I have 2 desktops and a laptop which must remain sync'd and encrypted. I use TrueCrypt for the encryption.
On my Windows boxes - SyncBack handles it. It can be triggered on write or on insertion, or just periodically. Has version control support. Will sync over FTP (poorly) and can create zip files or burn Cds etc. It's a swiss army knife of sync tools.
The key for getting the most out of a sync program is granularity. Inevitably, you'll have exceptions, and you don't want a PASS/FAIL result for your entire backup set. It works much better to sort files into categories and sync the individual groups than to try to make one profile that does your entire disk array. My 2 cents.
Unison
I use SyncToy at work to sync my laptop up with the network for a quick and dirty solution that just requires a simple replication of data, but I've found it to be less than satisfactory for more complex tasks and interminably slow when there is a large quantity of files in a sizeable directory structure.
For home use (a mix of Linux and Windows boxes) where things are more involved I started using Unison for a cross platform solution but in the end settled on a simple RSync for the Linux data and SyncBack SE for the more complicated Windows stuff. SyncBack SE might not be free (it's $30), but it is lightning fast, extremely flexible and can handle very sophisticated synchronisation and backup tasks including versioning, support for more than one target, remote targets via FTP and email), bandwith controls... Worth a look!
UNIX? They're not even circumcised! Savages!
I don't share EVERYTHING, but I share some things:
Stating on Slashdot that I like cheese since 1997.
Currently? Just unison -quiet, running from cron. (I have it wrapped in a script that does locking, since Unison doesn't seem to lock against itself reliably, for reasons I don't understand.) I've had two problems worth watching out for:
1) Try to avoid running it against NFS. It walks the entire synced area every time you sync. Local disk will be two orders of magnitude faster.
2) Be careful syncing between case-sensitive and case-insensitive filesystems. Unison will start failing out if you ever create two files differing only in case.
Beyond that, I'm looking to start using git to version both my code and my textual data. I'm not intending to use git itself to sync the repositories; I'm going to use it for versioning only, and keep syncing using Unison. The reason is because I'm the only user, and for my own convenience I'd like the working copy to be synced. All I really need out of git is versioning anyway; I already have a workable solution for syncing.
Or how about, why on earth would I use something like CVS for files (movies, mp3 files, photos of my kids) that can be quite large and will never change?
I too am looking for things to help manage the huge piles of various files I have accumulated and am leaning towards something like beagle http://beagle-project.org/Main_Page and rsync/unison for backups.

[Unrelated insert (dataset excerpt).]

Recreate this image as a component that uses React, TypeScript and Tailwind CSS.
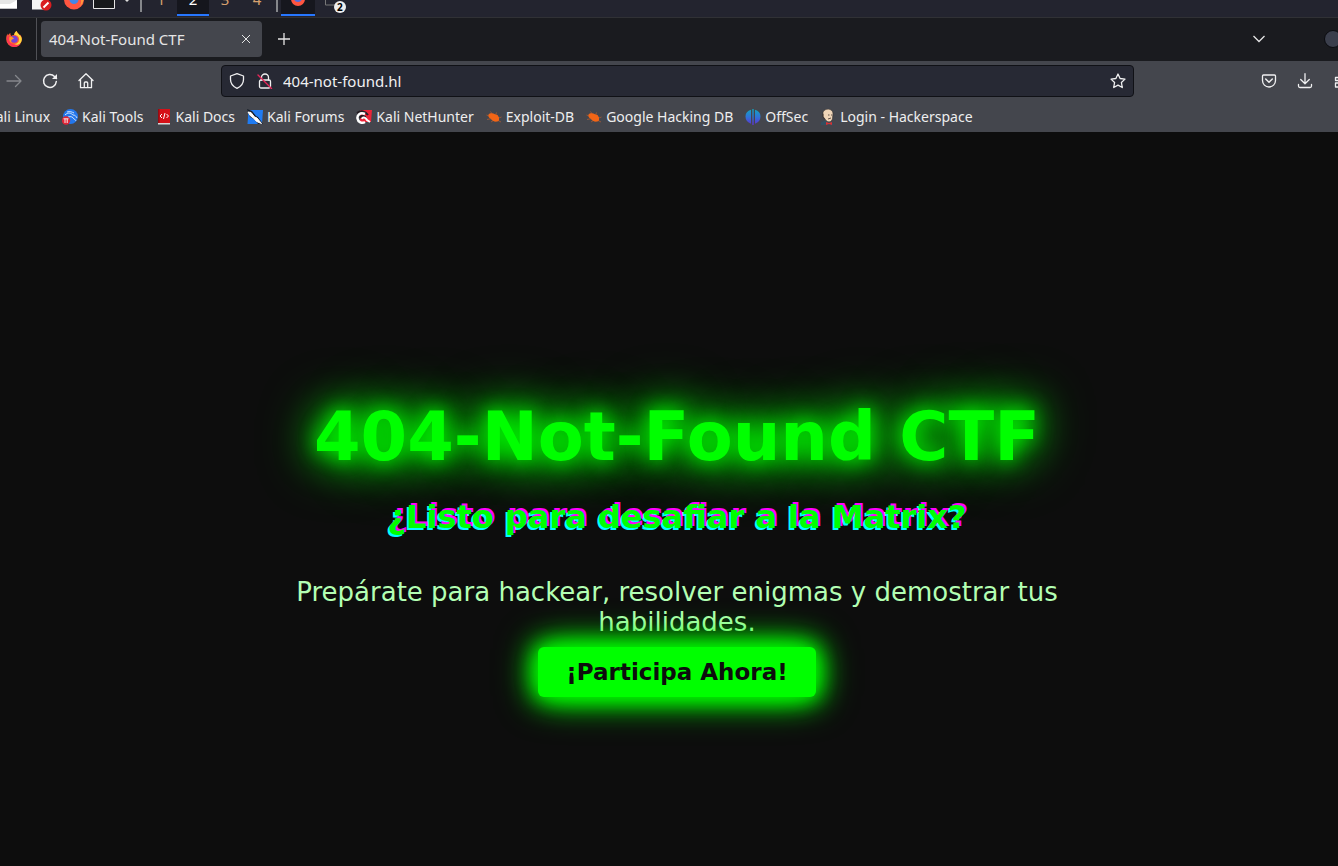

Ultimately though I think dividing my files up into meaningful directories is a good start, especially if I start by putting everything that doesn't change into a subdirectory of a main directory named "Static".
I Am My Own Worst Enemy
Nighly (or more frequently, if you like) rsync to an OpenSolaris server running ZFS w/ Time Slider.
Quality versioned backups with little effort, plus data integrity (checksums built into the filesystem), compression, and (if desired) RAID-Z(2) goodness! In addition, the provided time slider interface allows easy browsing of versions.
Just my 2c...
I use shfs mounts by ( to make sure it stays mounted even if connection is interrupted) and ssh tunnels for everything else, with preshared keys to a central server / proxy, and rsnapshots for backup on the central server with hot swap drives.
This works on desktops, remote office, and for notebooks. I essentially don't trust my employees or myself to remember to encrypt everything or use "secure" protocals all the time, and so I remove the need to remember from the whole process. I can then focus on securing one system. Great if everything else is secure, but just in case. Very good for notebooks jumping from open wireless to open wireless systems, and also keeping track of employees activity in one location. I can log fairly easily everything they do or don't do (yea, the 2 hour coffee break sticks out like sore thumb in the logs).
Among other things this also has the nice side effect that should say a notebook or desktop be stolen, it will phone home as soon as it is connected to the internet and send detailed information about what it is doing.
Living in Chile
NFSv4 for home dirs has worked in our office, and when it works it does exactly what we wanted - it's beautiful, even. Lately I've been seeing more and more problems with new distros though. We have a Fedora 8 server (a decade-old desktop rocking a 500MHZ P3 and 128MiB of RAM, haha) and some clients which are running various Fedora releases. Fedora 8 and 9 were nearly perfect. the same settings, though, on Fedora 10 and now 11 have broken pulseaudio, skype, and will hang gnome-panel if any of its settings are changed. Fedora 11 seems to have some other stability issues on one client but that may be a wiring issue.
Am I the only one experiencing this, or do y'all think it's some kind of trend? It could honestly just be that I messed up some settings or don't know what I'm doing, but F9 worked so well that I'm tempted to just go back to it. Ubuntu is of course an option too, but one i haven't explored much yet. but with all of the options suggested here, i probably have a lot of options to look into. rsync works brilliantly for backups. still, i would prefer NFS working right again, because the peace of mind knowing that any one client on our network can go down without taking anyone's data with it and i can add a new client with so little work has been really nice.
I'm open to suggestions, but since this isn't the 'ask slashdot' section, I'll just summarize what I can contribute to the thread: NFS, as eln says, works very well when your network is well-wired and stable, but is useless for home dirs on notebooks that will be used away from the LAN. and Fedora 10 and 11 have given me problems with NFS home dirs.